Miticides, also known as acaricides, are a type of pesticide specifically designed to kill mites. They are used in agriculture, horticulture, and other settings to protect crops and livestock from mite infestations. Miticides can act through different mechanisms, such as contact action, i.e., kill mites on contact with the plant or animal; fumigant action, i.e., some miticides can vaporise and be inhaled by mites, affecting their respiratory system; and systemic action, the plant absorbs some miticides and can be ingested by mites when they feed, providing longer-lasting protection.

Some miticides are selective, targeting specific mite species, while others are broader spectrum and can control various pests. Miticides are essential in agricultural settings to protect crops from significant damage caused by mites, which can result in substantial yield losses. They help manage and reduce mite populations, preventing outbreaks and infestations. They improve crop quality and enhance marketability by enhancing the overall health and appearance of the crops. To address this problem, the inventors have developed a novel, synergistic miticidal composition comprising the active ingredient combination of Hexythiazox and Etoxazole, which has a synergistic effect and provides excellent control of mites in crops, particularly in Chilli and Tea. The present invention composition provides a miticidal composition that delivers an enhanced miticidal action as compared to that obtained through the application of the solo active formulations.
OBJECT OF THE INVENTION
It is an object of the present invention to provide a novel, stable, synergistic, miticidal composition comprising a) Hexythiazox as the first active ingredient b) Etoxazole as the second active ingredient and at least one agrochemically acceptable excipient.

It is yet another object of the present invention to provide a ready-to-use miticidal composition that delivers an enhanced miticidal action at a reduced active dosage as compared to the combined recommended dosage of existing solo active ingredient formulations.

It is yet another object of the present invention is to provide a stable co-formulation of Hexythiazox and Etoxazole.

It is yet another object of the present invention to provide a liquid formulation comprising the active combination of Hexythiazox and Etoxazole.

It is yet another object of the present invention to provide a novel, stable, synergistic miticidal composition that is non-phytotoxic and environmentally safe.

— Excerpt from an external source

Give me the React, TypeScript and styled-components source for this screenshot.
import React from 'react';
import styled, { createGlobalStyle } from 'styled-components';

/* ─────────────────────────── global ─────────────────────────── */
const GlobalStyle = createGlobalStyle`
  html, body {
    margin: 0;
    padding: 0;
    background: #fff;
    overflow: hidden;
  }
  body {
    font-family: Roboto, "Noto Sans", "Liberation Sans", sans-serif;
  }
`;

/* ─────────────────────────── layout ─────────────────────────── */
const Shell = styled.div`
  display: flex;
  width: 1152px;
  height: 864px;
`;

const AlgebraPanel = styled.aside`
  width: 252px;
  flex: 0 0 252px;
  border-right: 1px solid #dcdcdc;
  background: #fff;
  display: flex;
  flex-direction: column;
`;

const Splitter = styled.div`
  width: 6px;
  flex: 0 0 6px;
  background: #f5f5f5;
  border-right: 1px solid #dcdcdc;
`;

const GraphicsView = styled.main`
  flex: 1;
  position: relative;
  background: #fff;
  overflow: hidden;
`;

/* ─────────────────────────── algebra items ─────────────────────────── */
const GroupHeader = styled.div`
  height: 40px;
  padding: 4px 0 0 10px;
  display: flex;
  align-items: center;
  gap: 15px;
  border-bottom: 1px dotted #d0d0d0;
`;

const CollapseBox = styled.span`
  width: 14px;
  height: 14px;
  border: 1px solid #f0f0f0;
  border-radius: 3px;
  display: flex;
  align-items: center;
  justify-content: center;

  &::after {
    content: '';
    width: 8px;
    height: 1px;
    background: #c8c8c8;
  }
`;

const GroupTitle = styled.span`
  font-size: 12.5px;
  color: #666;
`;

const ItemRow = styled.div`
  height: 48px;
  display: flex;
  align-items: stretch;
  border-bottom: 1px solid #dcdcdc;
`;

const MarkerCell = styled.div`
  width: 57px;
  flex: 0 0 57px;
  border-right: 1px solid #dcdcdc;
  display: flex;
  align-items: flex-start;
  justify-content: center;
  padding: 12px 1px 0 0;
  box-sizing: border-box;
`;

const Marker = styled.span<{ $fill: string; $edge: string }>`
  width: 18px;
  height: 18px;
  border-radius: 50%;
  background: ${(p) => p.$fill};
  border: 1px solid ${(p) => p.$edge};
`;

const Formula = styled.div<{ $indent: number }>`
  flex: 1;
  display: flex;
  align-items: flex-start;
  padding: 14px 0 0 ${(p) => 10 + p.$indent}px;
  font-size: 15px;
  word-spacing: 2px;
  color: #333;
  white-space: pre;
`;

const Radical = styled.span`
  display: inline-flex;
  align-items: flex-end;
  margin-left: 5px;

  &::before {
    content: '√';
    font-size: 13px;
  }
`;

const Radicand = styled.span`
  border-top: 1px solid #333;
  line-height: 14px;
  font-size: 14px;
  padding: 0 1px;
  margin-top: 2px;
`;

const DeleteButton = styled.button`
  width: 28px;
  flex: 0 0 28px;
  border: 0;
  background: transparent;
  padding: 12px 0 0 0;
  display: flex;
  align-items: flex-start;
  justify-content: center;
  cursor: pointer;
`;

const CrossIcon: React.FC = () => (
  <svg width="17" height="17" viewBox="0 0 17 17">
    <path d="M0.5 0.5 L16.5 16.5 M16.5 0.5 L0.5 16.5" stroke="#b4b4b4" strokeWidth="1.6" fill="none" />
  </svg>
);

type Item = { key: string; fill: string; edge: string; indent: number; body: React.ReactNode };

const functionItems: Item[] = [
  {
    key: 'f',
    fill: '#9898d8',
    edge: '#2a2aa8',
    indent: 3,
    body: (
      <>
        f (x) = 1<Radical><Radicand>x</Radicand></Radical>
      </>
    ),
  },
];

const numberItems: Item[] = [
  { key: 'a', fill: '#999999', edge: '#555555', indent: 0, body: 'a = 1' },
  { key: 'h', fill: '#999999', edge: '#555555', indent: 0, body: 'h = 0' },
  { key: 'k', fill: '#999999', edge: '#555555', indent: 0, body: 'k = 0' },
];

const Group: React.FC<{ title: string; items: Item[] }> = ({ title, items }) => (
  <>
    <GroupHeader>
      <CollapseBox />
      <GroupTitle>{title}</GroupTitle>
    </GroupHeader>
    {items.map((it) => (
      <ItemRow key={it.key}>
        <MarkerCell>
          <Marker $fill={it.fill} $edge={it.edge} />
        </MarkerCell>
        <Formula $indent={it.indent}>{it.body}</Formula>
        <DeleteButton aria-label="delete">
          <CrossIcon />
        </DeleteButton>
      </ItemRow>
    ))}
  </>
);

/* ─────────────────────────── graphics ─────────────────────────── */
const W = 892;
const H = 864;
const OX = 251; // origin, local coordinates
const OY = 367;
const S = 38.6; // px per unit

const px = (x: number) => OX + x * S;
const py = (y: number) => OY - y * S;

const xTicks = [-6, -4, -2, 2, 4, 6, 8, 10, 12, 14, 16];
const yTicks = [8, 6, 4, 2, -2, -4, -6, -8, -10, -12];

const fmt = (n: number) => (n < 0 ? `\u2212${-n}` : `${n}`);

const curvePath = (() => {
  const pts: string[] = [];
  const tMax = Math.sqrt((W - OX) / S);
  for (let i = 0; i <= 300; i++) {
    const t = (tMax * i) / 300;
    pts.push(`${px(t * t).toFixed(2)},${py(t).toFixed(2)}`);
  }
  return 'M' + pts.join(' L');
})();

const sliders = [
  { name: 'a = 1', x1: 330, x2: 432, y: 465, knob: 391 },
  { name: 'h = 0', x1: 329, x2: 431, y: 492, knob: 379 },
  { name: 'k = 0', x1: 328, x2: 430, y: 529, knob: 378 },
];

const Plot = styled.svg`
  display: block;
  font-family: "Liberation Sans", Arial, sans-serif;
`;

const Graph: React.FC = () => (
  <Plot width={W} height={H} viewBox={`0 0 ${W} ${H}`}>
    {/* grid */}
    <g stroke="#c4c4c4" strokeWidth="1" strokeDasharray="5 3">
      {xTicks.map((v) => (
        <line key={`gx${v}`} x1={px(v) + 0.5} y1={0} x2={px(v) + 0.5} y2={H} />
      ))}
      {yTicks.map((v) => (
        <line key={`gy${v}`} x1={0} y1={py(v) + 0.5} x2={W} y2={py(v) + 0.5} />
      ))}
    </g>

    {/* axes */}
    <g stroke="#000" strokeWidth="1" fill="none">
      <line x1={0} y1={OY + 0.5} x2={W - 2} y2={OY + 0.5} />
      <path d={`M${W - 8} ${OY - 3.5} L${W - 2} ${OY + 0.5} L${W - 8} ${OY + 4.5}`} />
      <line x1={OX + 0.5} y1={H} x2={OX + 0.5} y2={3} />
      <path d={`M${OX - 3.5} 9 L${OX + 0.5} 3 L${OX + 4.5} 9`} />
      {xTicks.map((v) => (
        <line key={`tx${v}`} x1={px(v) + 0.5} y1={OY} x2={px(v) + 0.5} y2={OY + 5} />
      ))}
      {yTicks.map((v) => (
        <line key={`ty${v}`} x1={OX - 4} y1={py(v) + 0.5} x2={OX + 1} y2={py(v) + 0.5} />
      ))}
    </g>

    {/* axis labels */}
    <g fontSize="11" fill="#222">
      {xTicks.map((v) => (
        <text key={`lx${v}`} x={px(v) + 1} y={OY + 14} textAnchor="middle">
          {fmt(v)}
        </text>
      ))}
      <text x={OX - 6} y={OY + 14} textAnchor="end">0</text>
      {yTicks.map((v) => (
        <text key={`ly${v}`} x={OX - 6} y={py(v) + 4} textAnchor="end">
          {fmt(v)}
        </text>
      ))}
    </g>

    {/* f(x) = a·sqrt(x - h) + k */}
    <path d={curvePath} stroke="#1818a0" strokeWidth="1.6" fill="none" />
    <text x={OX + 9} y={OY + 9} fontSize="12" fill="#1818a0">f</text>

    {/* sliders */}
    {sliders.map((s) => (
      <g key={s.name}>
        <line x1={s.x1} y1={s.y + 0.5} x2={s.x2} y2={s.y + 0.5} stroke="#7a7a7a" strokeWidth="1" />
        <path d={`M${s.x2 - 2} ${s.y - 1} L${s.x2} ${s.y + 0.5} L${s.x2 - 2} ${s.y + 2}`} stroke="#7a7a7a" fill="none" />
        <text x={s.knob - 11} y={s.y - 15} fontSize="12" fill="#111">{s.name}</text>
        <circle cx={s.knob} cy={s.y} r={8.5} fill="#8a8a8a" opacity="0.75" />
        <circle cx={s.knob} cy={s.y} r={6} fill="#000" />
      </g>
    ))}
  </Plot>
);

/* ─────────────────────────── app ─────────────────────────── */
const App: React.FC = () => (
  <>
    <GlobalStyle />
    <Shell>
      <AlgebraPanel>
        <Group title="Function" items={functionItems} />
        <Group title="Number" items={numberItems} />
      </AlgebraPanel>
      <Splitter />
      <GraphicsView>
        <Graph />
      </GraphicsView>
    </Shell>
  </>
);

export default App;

It is yet another object of the present invention to provide a process of preparing the present miticidal composition in the form of a stable liquid formulation including an Oil Dispersion (OD) and Microemulsion Concentrate (MEC).

SUMMARY OF THE INVENTION
Accordingly, in one aspect, the present invention provides a novel, stable, synergistic miticidal composition comprising a) Hexythiazox as the first active ingredient b) Etoxazole as the second active ingredient and at least one agrochemically acceptable excipient.

In another aspect, the miticidal composition of the present invention comprises a) Hexythiazox, the first active ingredient in an amount ranging from 1-25% w/w b) Etoxazole, the second active ingredient in an amount ranging from 5-30% w/w and c) at least one agrochemically acceptable excipient.
In another aspect, at least one agrochemically acceptable excipient is selected from the group comprising an emulsifier, a surfactant, a co-surfactant, a stabilizer, a rheology modifier, a solvent, a co-solvent, anticaking agent, and demineralised water.

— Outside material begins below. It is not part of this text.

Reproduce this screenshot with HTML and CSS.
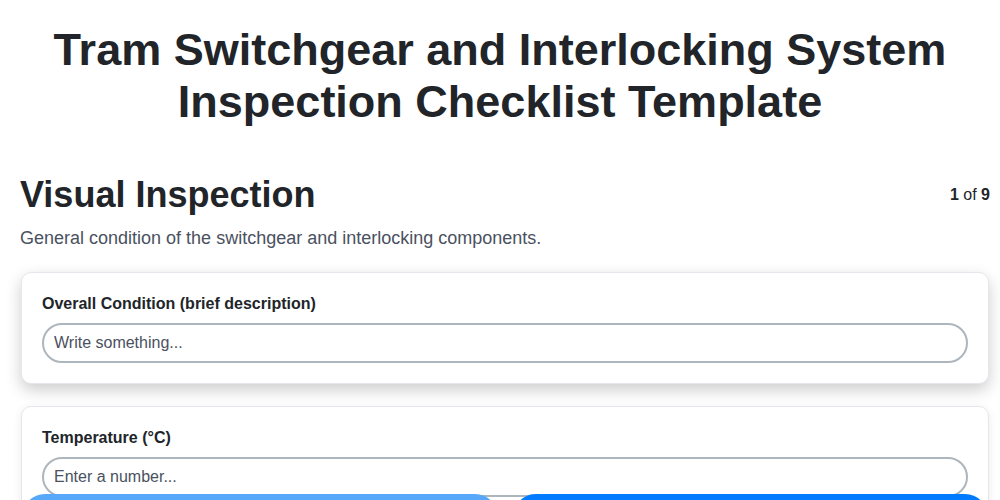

In another aspect of the present invention, the solvent may be selected from comprising of normal butanol (NBA), Dimethyl sulfoxide (DMSO), N- methyl pyrrolidone (NMP), aromatic hydrocarbon solvents, and cyclohexanone.

In another aspect of the present invention, the co -solvent is selected from the group comprising of Dimethyl sulfoxide (DMSO), soybean or palm oil methyl ester, benzyl alcohol, N-Methylpyrrolidone (NMP), xylene, methanol, ethanol, acetophenone, 2-ethylhexyl acetate, cyclohexyl acetate, cyclohexanone, isopropanol, mineral oil, ester derived from lactic acid.

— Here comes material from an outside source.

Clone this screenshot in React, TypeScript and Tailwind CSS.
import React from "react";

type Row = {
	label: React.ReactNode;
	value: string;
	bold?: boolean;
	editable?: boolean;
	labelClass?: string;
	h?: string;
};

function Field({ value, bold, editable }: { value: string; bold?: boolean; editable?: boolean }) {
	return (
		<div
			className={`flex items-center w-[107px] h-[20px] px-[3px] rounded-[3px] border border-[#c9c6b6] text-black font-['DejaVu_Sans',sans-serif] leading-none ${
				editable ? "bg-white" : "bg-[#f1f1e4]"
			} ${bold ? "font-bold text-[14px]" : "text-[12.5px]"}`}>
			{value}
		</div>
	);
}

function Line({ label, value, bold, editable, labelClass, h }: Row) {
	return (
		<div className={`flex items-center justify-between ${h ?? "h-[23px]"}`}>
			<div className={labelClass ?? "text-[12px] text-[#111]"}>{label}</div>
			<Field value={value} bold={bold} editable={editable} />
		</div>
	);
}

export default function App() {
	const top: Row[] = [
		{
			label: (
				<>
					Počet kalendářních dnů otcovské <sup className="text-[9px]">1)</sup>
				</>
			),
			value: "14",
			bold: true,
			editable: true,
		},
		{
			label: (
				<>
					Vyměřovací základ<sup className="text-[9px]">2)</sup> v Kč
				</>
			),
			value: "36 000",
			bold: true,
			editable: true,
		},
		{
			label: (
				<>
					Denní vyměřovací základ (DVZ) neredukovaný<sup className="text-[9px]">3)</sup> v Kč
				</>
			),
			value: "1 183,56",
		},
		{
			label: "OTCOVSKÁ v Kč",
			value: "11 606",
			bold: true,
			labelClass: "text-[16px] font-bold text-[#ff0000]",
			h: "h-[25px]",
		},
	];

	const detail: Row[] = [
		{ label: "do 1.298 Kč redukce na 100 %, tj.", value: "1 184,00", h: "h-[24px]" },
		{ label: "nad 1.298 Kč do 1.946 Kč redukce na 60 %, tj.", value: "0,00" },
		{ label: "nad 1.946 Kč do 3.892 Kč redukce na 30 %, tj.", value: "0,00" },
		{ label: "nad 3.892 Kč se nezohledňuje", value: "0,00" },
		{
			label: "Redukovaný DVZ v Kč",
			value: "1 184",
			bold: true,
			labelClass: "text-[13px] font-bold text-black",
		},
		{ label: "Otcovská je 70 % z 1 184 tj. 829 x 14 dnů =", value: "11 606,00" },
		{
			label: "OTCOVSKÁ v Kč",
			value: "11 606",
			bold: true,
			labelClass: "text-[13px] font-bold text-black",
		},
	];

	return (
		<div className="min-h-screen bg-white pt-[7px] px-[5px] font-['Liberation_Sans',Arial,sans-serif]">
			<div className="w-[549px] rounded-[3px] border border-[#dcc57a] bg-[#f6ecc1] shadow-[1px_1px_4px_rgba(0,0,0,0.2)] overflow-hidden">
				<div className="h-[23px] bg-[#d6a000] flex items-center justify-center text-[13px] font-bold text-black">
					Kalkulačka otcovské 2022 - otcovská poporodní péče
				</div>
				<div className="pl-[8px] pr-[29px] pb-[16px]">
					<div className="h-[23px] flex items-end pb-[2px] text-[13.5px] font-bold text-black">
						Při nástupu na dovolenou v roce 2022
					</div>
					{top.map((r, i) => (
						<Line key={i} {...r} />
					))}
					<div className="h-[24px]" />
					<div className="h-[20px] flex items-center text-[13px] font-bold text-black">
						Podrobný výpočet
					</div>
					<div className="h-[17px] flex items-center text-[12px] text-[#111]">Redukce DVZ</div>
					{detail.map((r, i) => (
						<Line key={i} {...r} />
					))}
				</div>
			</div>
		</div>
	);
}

In yet another aspect of the present invention, the emulsifier is selected from the group comprising of polyol esters, glycerol ethers, oxyethylenated and/or oxypropylenated ethers, and ethylene glycol polymers.

In another aspect of the present invention, the stabilizer is selected from the group comprising of vegetable oils, natural or synthetic ethoxylated fatty alcohols, natural or synthetic, ethoxylated and propoxylated fatty alcohols, ethoxylated and propoxylated shortchain alcohols, C6-C20 linear and branched alcohol ethoxylates, C6-C20 alcohol propoxylates, C6-C20 ethoxylated alcohols, C6-C20 propoxylated alcohols; ethoxylated fatty acids, ethoxylated castor oil, ethoxylated sorbitan esters, ethoxylated esterified sorbitols, ethoxylated alkylphenols, ethoxylated tristyrylphenols and ethoxylated fatty amines, polyoxyethylene fatty acid esters.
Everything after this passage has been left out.